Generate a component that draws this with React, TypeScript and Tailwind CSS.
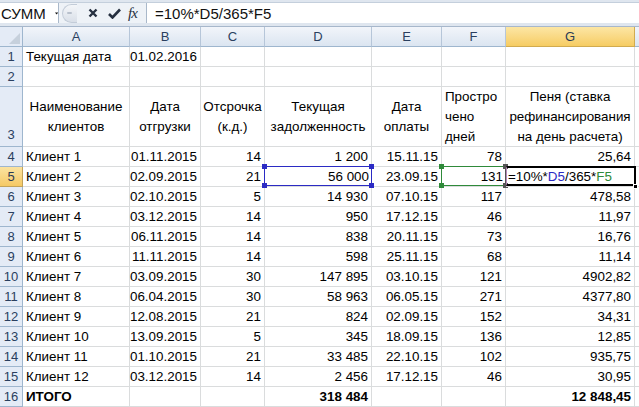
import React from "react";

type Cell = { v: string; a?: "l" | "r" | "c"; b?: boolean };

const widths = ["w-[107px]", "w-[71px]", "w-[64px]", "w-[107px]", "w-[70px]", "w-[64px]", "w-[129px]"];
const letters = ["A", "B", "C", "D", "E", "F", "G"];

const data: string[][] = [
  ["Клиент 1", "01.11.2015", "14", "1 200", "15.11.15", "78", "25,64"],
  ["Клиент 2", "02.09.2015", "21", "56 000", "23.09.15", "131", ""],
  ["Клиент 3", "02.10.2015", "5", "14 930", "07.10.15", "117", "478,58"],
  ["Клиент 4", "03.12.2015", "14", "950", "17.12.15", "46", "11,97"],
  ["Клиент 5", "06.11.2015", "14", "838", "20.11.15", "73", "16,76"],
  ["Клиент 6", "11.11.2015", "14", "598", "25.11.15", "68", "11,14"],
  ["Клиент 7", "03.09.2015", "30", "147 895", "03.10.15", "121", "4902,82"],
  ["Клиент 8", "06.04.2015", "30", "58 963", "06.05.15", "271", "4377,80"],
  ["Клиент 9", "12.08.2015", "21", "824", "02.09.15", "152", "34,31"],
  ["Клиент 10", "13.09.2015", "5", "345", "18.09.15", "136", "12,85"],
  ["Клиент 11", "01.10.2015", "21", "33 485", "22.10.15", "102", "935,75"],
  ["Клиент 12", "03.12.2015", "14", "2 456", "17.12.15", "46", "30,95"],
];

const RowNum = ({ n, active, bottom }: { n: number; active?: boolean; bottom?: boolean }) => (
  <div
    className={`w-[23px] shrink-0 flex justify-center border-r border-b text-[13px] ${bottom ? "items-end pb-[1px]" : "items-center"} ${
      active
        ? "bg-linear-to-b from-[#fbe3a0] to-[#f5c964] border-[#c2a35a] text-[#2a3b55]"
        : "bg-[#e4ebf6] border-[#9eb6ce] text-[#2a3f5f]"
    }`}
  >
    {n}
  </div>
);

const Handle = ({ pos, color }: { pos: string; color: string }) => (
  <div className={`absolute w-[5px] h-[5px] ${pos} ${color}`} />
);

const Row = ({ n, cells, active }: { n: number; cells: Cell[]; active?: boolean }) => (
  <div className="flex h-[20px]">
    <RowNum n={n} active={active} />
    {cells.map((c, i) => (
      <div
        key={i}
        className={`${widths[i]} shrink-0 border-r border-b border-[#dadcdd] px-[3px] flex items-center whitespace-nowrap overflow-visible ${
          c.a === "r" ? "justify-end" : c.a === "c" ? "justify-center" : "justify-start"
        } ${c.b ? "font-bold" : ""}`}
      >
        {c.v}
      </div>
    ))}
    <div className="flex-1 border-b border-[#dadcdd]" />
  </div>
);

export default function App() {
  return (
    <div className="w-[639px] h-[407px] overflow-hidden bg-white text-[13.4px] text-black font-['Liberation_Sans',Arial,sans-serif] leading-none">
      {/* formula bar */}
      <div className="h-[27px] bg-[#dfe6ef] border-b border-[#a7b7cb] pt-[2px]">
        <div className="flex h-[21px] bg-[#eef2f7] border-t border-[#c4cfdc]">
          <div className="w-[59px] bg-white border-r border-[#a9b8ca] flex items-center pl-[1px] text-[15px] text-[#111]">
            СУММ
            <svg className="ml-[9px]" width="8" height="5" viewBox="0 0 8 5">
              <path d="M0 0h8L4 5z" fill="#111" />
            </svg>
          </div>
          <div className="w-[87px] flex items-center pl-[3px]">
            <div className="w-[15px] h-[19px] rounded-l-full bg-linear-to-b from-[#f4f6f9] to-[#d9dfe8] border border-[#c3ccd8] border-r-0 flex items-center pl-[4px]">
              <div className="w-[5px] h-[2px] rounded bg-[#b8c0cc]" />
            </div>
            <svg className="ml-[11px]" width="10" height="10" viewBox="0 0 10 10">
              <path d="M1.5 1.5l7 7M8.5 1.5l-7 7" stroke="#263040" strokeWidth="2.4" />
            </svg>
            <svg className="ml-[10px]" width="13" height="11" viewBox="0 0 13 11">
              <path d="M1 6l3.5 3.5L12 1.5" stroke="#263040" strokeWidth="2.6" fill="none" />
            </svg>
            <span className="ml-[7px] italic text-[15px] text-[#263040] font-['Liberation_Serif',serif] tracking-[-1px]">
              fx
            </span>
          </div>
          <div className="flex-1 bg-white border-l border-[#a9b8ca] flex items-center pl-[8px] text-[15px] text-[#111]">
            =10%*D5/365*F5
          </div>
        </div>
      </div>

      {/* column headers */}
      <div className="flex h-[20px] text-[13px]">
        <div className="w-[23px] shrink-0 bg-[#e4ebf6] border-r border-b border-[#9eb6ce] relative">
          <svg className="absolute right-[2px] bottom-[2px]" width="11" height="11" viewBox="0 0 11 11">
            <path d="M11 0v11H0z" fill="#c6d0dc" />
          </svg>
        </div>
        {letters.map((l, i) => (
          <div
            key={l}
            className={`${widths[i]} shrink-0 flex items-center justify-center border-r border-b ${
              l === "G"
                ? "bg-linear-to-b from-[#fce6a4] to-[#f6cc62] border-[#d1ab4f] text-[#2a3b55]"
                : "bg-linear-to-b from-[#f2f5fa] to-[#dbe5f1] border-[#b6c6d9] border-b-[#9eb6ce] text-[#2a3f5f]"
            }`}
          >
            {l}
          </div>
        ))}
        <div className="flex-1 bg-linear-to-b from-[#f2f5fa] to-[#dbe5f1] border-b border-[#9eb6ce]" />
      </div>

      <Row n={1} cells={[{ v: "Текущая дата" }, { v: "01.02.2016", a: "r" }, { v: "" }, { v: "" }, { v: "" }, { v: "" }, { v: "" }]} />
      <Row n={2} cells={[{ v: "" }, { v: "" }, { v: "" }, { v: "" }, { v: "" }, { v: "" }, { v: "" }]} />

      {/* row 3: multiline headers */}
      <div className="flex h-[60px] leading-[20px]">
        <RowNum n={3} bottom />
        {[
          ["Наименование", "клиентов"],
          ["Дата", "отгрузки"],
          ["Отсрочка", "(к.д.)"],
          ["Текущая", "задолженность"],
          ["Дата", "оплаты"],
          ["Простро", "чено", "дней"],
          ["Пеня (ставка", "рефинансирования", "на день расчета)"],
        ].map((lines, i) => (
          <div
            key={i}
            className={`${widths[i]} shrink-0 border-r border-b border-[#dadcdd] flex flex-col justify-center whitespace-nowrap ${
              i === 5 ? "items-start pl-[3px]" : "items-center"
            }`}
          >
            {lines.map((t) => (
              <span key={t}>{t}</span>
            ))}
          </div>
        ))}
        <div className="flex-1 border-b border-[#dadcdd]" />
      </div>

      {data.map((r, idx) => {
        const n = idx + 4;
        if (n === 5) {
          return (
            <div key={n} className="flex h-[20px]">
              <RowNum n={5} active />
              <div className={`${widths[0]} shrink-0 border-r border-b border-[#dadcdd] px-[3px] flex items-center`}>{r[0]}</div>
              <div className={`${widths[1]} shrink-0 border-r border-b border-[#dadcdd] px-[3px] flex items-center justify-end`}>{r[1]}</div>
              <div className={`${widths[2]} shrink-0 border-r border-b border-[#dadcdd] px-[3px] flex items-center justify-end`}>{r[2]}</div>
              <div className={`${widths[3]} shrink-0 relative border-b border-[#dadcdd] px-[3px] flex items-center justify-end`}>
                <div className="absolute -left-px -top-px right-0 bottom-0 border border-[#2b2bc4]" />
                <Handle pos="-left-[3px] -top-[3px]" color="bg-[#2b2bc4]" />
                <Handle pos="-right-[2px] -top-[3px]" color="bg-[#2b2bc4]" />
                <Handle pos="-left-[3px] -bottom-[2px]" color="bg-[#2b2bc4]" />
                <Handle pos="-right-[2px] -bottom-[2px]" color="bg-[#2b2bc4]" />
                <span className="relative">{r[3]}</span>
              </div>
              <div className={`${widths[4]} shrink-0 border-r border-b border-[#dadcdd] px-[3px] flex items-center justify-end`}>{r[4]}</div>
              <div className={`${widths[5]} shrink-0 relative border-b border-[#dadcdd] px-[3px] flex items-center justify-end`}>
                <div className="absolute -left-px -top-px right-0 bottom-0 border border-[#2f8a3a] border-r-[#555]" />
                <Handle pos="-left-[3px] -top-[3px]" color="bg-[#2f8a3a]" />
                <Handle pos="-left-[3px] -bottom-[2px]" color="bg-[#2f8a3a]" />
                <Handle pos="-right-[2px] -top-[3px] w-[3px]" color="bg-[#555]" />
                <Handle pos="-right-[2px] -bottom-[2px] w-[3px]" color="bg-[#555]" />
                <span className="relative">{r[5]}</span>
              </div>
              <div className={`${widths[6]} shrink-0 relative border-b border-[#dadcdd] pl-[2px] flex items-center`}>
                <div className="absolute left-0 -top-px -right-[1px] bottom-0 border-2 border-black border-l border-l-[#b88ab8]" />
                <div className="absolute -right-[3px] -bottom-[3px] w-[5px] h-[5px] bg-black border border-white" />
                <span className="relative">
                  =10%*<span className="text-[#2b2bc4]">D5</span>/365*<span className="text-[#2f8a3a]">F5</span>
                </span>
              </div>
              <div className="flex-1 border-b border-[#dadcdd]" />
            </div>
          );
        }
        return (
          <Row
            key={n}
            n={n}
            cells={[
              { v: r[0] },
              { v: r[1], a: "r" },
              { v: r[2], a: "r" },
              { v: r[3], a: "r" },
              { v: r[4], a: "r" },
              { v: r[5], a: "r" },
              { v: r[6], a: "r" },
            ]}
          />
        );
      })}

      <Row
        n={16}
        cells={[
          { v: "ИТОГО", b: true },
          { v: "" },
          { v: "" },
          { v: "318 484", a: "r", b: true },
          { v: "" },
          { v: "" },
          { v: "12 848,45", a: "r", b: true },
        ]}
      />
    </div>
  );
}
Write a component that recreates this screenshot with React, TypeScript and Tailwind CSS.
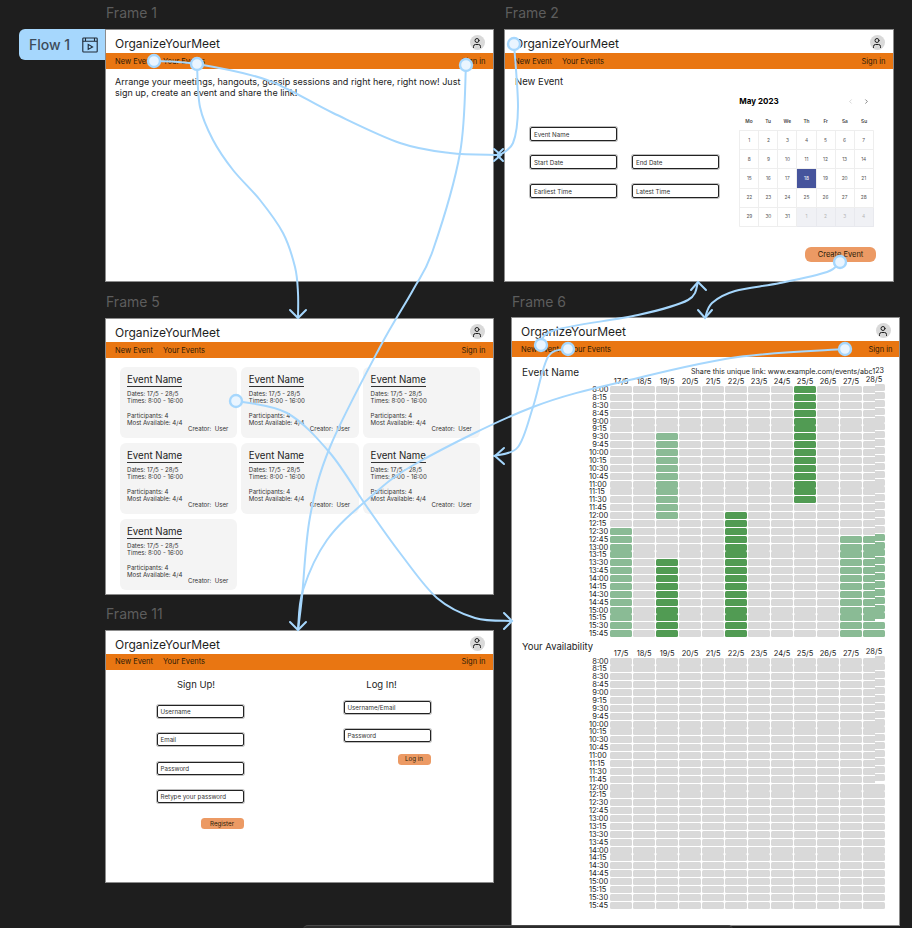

************

:: Given exercise ::
Show each line holding the word "that".

:: Result of the exercise ::
Generate a component that draws this with React, TypeScript and Tailwind CSS.
Write a component that recreates this screenshot with React, TypeScript and Tailwind CSS.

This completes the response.